Bird trainer Paul Mander works with a wild Australian magpie for Netflix's "Penguin Bloom."

Bird trainer Paul Mander works with a wild Australian magpie for Netflix’s “Penguin Bloom.”

(Cameron Bloom / Netflix)

4. Control your surroundings

“We were very lucky that we were filming mostly inside the Bloom house,” said Mander. “Usually the hardest thing with birds is that we have to let them go so they can fly outside. So the most difficult thing in that situation is having outside interference from wild birds, and it was something we had to counteract when we were filming.”

In Australia, wild magpies are very territorial. “So when we would fly our trained magpies outside, the wild magpies would swoop in and try to chase them out of their territory,” said Mander. “Some days I had to do some training with the wild magpies before filming with the trained birds.”

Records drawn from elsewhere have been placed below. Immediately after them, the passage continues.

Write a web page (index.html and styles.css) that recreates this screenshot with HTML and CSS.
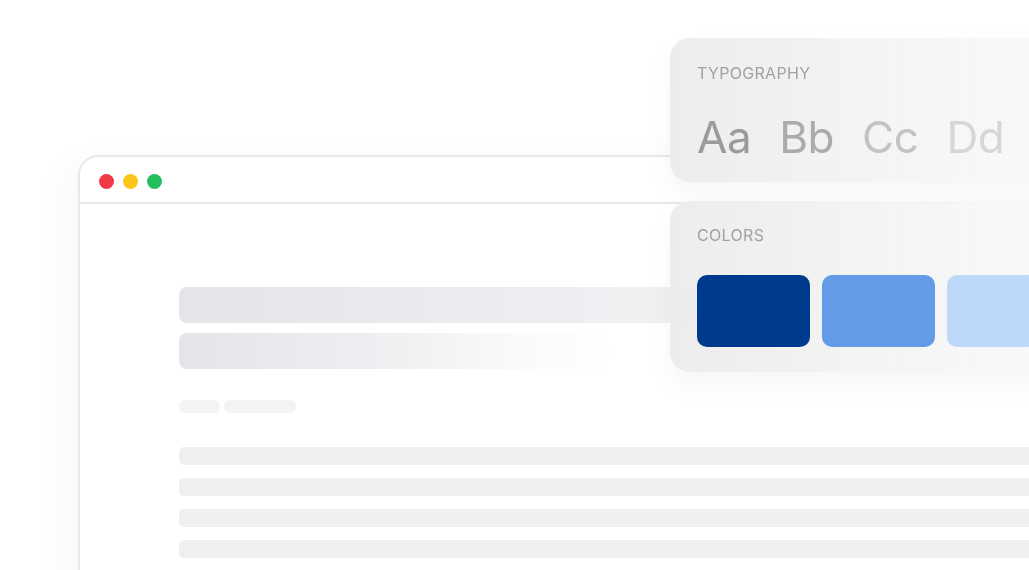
FILE: index.html
```html
<!DOCTYPE html>
<html lang="en">
<head>
    <meta charset="UTF-8">
    <meta name="viewport" content="width=device-width, initial-scale=1.0">
    <title>Design System</title>
    <link rel="stylesheet" href="styles.css">
</head>
<body>
    <div class="stage">
        <!-- Browser window mockup -->
        <div class="window">
            <div class="window-bar">
                <span class="dot red"></span>
                <span class="dot yellow"></span>
                <span class="dot green"></span>
            </div>
            <div class="window-body">
                <div class="title-bar wide"></div>
                <div class="title-bar short"></div>
                <div class="meta">
                    <span class="pill small"></span>
                    <span class="pill medium"></span>
                </div>
                <div class="lines">
                    <div class="line"></div>
                    <div class="line"></div>
                    <div class="line"></div>
                    <div class="line"></div>
                </div>
            </div>
        </div>

        <!-- Floating cards -->
        <div class="card card-type">
            <div class="card-label">TYPOGRAPHY</div>
            <div class="letters">
                <span class="l1">Aa</span>
                <span class="l2">Bb</span>
                <span class="l3">Cc</span>
                <span class="l4">Dd</span>
            </div>
        </div>

        <div class="card card-colors">
            <div class="card-label">COLORS</div>
            <div class="swatches">
                <span class="swatch navy"></span>
                <span class="swatch blue"></span>
                <span class="swatch sky"></span>
            </div>
        </div>
    </div>
</body>
</html>
```

FILE: styles.css
```css
* {
    margin: 0;
    padding: 0;
    box-sizing: border-box;
}

body {
    font-family: Inter, "Noto Sans", sans-serif;
    background-color: #fff;
    overflow: hidden;
    height: 570px;
}

.stage {
    position: relative;
    width: 1029px;
    height: 570px;
    overflow: hidden;
    padding: 155px 0 0 78px;
}

.window {
    width: 1100px;
    height: 600px;
    border: 2px solid #e7e8eb;
    border-radius: 20px 20px 0 0;
    background-color: #fff;
    box-shadow: -10px 10px 40px rgba(0, 0, 0, 0.035);
}

.window-bar {
    height: 47px;
    border-bottom: 2px solid #e7e8eb;
    display: flex;
    align-items: center;
    gap: 9px;
    padding: 4px 0 0 19px;
}

.dot {
    width: 15px;
    height: 15px;
    border-radius: 50%;
}

.red { background-color: #f03a46; }
.yellow { background-color: #fcc51a; }
.green { background-color: #22bf5c; }

.window-body {
    padding: 83px 0 0 99px;
}

.title-bar {
    height: 36px;
    border-radius: 8px;
}

.title-bar.wide {
    width: 640px;
    background: linear-gradient(90deg, #e3e5e8, #eef0f2 70%, #f1f2f4);
}

.title-bar.short {
    width: 430px;
    margin-top: 10px;
    background: linear-gradient(90deg, #e3e5e8, #eef0f2 50%, #f8f9fa 75%, rgba(255, 255, 255, 0));
}

.meta {
    display: flex;
    gap: 4px;
    margin-top: 31px;
}

.pill {
    height: 13px;
    border-radius: 7px;
    background-color: #f2f3f4;
}

.pill.small { width: 41px; }
.pill.medium { width: 72px; }

.lines {
    display: flex;
    flex-direction: column;
    gap: 13px;
    margin-top: 34px;
}

.line {
    height: 18px;
    border-radius: 5px;
    background-color: #eeeff1;
}

/* Floating cards */
.card {
    position: absolute;
    left: 670px;
    width: 420px;
    padding: 25px 27px 24px;
    border-radius: 20px;
    background: linear-gradient(90deg, rgba(234, 234, 235, 0.88), rgba(243, 243, 244, 0.88) 50%, rgba(250, 250, 250, 0.9));
    backdrop-filter: blur(6px);
    box-shadow: 0 12px 30px rgba(0, 0, 0, 0.04);
}

.card-type {
    top: 38px;
    height: 144px;
}

.card-colors {
    top: 201px;
    height: 171px;
    padding-top: 24px;
}

.card-label {
    font-size: 16px;
    line-height: 20px;
    color: #a1a1a3;
    letter-spacing: 0.02em;
}

.letters {
    display: flex;
    gap: 28px;
    margin-top: 32px;
    font-size: 44px;
    line-height: 44px;
    letter-spacing: -0.01em;
}

.l1 { color: #9b9b9c; }
.l2 { color: #ababac; }
.l3 { color: #c3c3c4; }
.l4 { color: #d6d6d7; }

.swatches {
    display: flex;
    gap: 12px;
    margin-top: 30px;
}

.swatch {
    width: 113px;
    height: 72px;
    border-radius: 10px;
    flex-shrink: 0;
}

.navy { background-color: #003a8c; }
.blue { background-color: #639be6; }
.sky { background-color: #bdd8f8; }
```
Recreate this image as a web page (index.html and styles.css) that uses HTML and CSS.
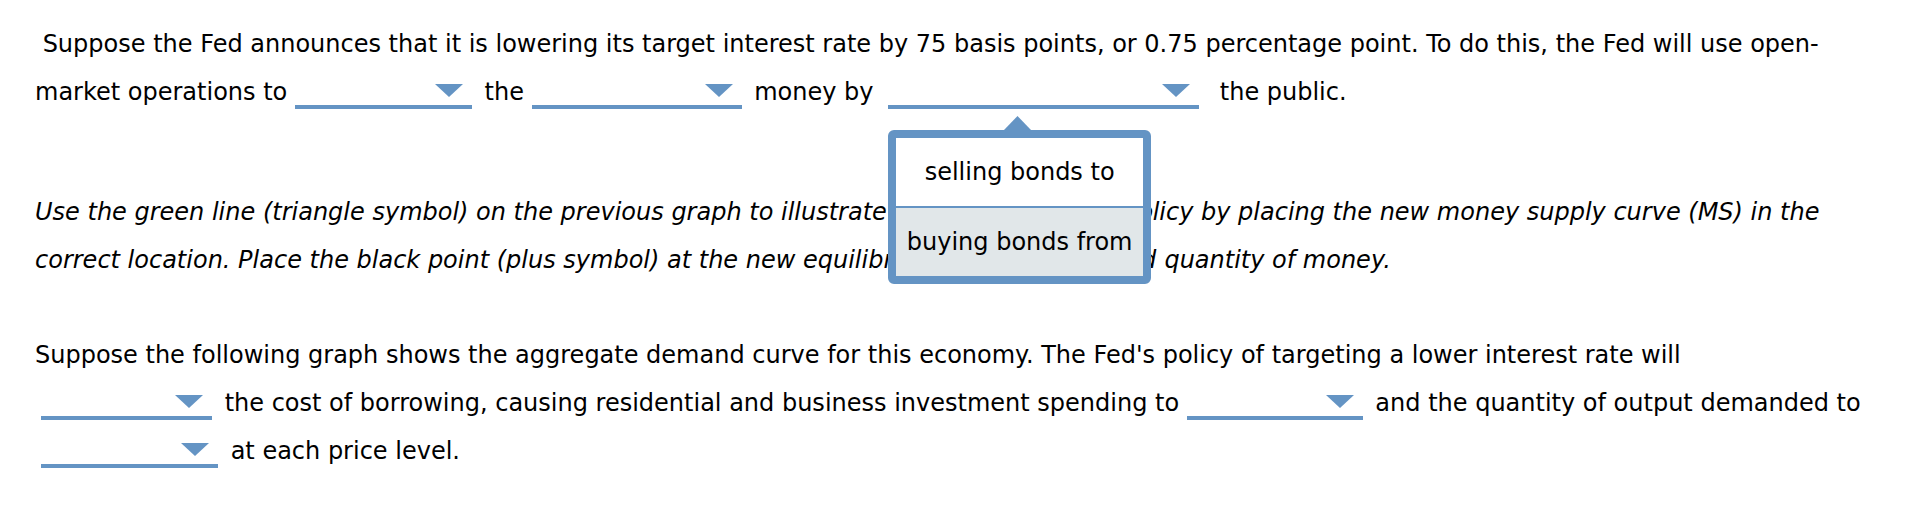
FILE: index.html
```html
<!DOCTYPE html>
<html lang="en">
<head>
  <meta charset="UTF-8">
  <title>Money supply question</title>
  <link rel="stylesheet" href="styles.css">
</head>
<body>
  <div class="question">

    <p class="q-first">&nbsp;Suppose the Fed announces that it is lowering its target interest rate by 75 basis points, or 0.75 percentage point. To do this, the Fed will use open-<br>market operations to <span class="dd dd-a"><svg class="dd-arrow" viewBox="0 0 28 13"><path d="M0 0H28L14 13Z"/></svg></span> the <span class="dd dd-b"><svg class="dd-arrow" viewBox="0 0 28 13"><path d="M0 0H28L14 13Z"/></svg></span> money by <span class="dd dd-c open"><svg class="dd-arrow" viewBox="0 0 28 13"><path d="M0 0H28L14 13Z"/></svg><span class="menu"><svg class="menu-caret" viewBox="0 0 27 14"><path d="M0 14L13.5 0L27 14Z"/></svg><span class="menu-item">selling bonds to</span><span class="menu-item hover">buying bonds from</span></span></span> the public.</p>

    <p class="q-graph">Use the green line (triangle symbol) on the previous graph to illustrate<span class="tight"> the Fed's monetary po</span>licy by placing the new money supply curve (MS) in the<br>correct location. Place the black point (plus symbol) at the new equilib<span class="loose">rium interest rate and</span> quantity of money.</p>

    <p class="q-ad">Suppose the following graph shows the aggregate demand curve for this economy. The Fed's policy of targeting a lower interest rate will<br><span class="dd dd-d dd-start"><svg class="dd-arrow" viewBox="0 0 28 13"><path d="M0 0H28L14 13Z"/></svg></span> the cost of borrowing, causing residential and business investment spending to <span class="dd dd-e"><svg class="dd-arrow" viewBox="0 0 28 13"><path d="M0 0H28L14 13Z"/></svg></span> and the quantity of output demanded to<br><span class="dd dd-f dd-start"><svg class="dd-arrow" viewBox="0 0 28 13"><path d="M0 0H28L14 13Z"/></svg></span> at each price level.</p>

  </div>
</body>
</html>
```

FILE: styles.css
```css
body {
  font-family: "DejaVu Sans", Verdana, sans-serif;
  font-size: 24px;
  color: #000;
  background: #fff;
  margin: 0;
  padding: 0;
}

.question {
  padding: 20px 0 0 35px;
}

.question p {
  margin: 0;
  line-height: 48px;
  white-space: nowrap;
}

.q-graph {
  font-style: italic;
  margin-top: 72px !important;
}

/* text under the open menu, spaced so the visible words line up */
.q-graph .tight {
  letter-spacing: -0.6px;
}

.q-graph .loose {
  letter-spacing: 0.4px;
}

.q-ad {
  margin-top: 47px !important;
}

/* dropdown blanks */
.dd {
  display: inline-block;
  position: relative;
  height: 30px;
  border-bottom: 4px solid #6494c4;
  box-sizing: border-box;
  vertical-align: -9px;
  margin-right: 5px;
  font-style: normal;
}

.dd-start {
  margin-left: 6px;
}

.dd-a { width: 177px; }
.dd-b { width: 210px; }
.dd-c { width: 311px; margin-left: 7px; margin-right: 13px; }
.dd-d { width: 171px; }
.dd-e { width: 176px; }
.dd-f { width: 177px; }

.dd-arrow {
  position: absolute;
  top: 5px;
  right: 9px;
  width: 28px;
  height: 13px;
  fill: #6494c4;
}

/* open menu */
.menu {
  display: block;
  position: absolute;
  top: 51px;
  left: 0;
  width: 263px;
  box-sizing: border-box;
  border: 8px solid #6494c4;
  border-radius: 6px;
  background: #fff;
  z-index: 10;
}

.menu-caret {
  position: absolute;
  top: -22px;
  left: 108px;
  width: 27px;
  height: 14px;
  fill: #6494c4;
}

.menu-item {
  display: block;
  height: 68px;
  line-height: 68px;
  text-align: center;
  white-space: nowrap;
}

.menu-item + .menu-item {
  border-top: 2px solid #6494c4;
}

.menu-item.hover {
  background: #e1e7e9;
}
```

In one scene in the film, a swarm of wild birds attacks Penguin and visibly injures her. “That scene was all computer-animated,” said Mander. “It was something that they asked us about when they approached us, but we can’t control those kinds of situations so we would never put a trained bird in a situation where it could possibly be seriously injured. So all of that scene was computer-generated.”

5. Have a sense of humor

One of the first scenes Ivin shot required Watts to sit in a wheelchair as the bird perched on her head. “Just as I was about to call ‘Action,’ I noticed the bird sort of squat and pop up its feathers and I thought, ‘Oh, no, the bird’s going to do a poo,’” he said. “And the bird did a big poop that squirted and went down Naomi’s head and dripped off the tip of her nose. And this was kind of early on in [production] when we were all sort of getting to know each other. But she just started laughing and I thought ‘OK, this is cool. We’re all in the right frame of mind to make this film.’

“And luckily that was one of the only times that Penguin did a poop on anyone in any scene.”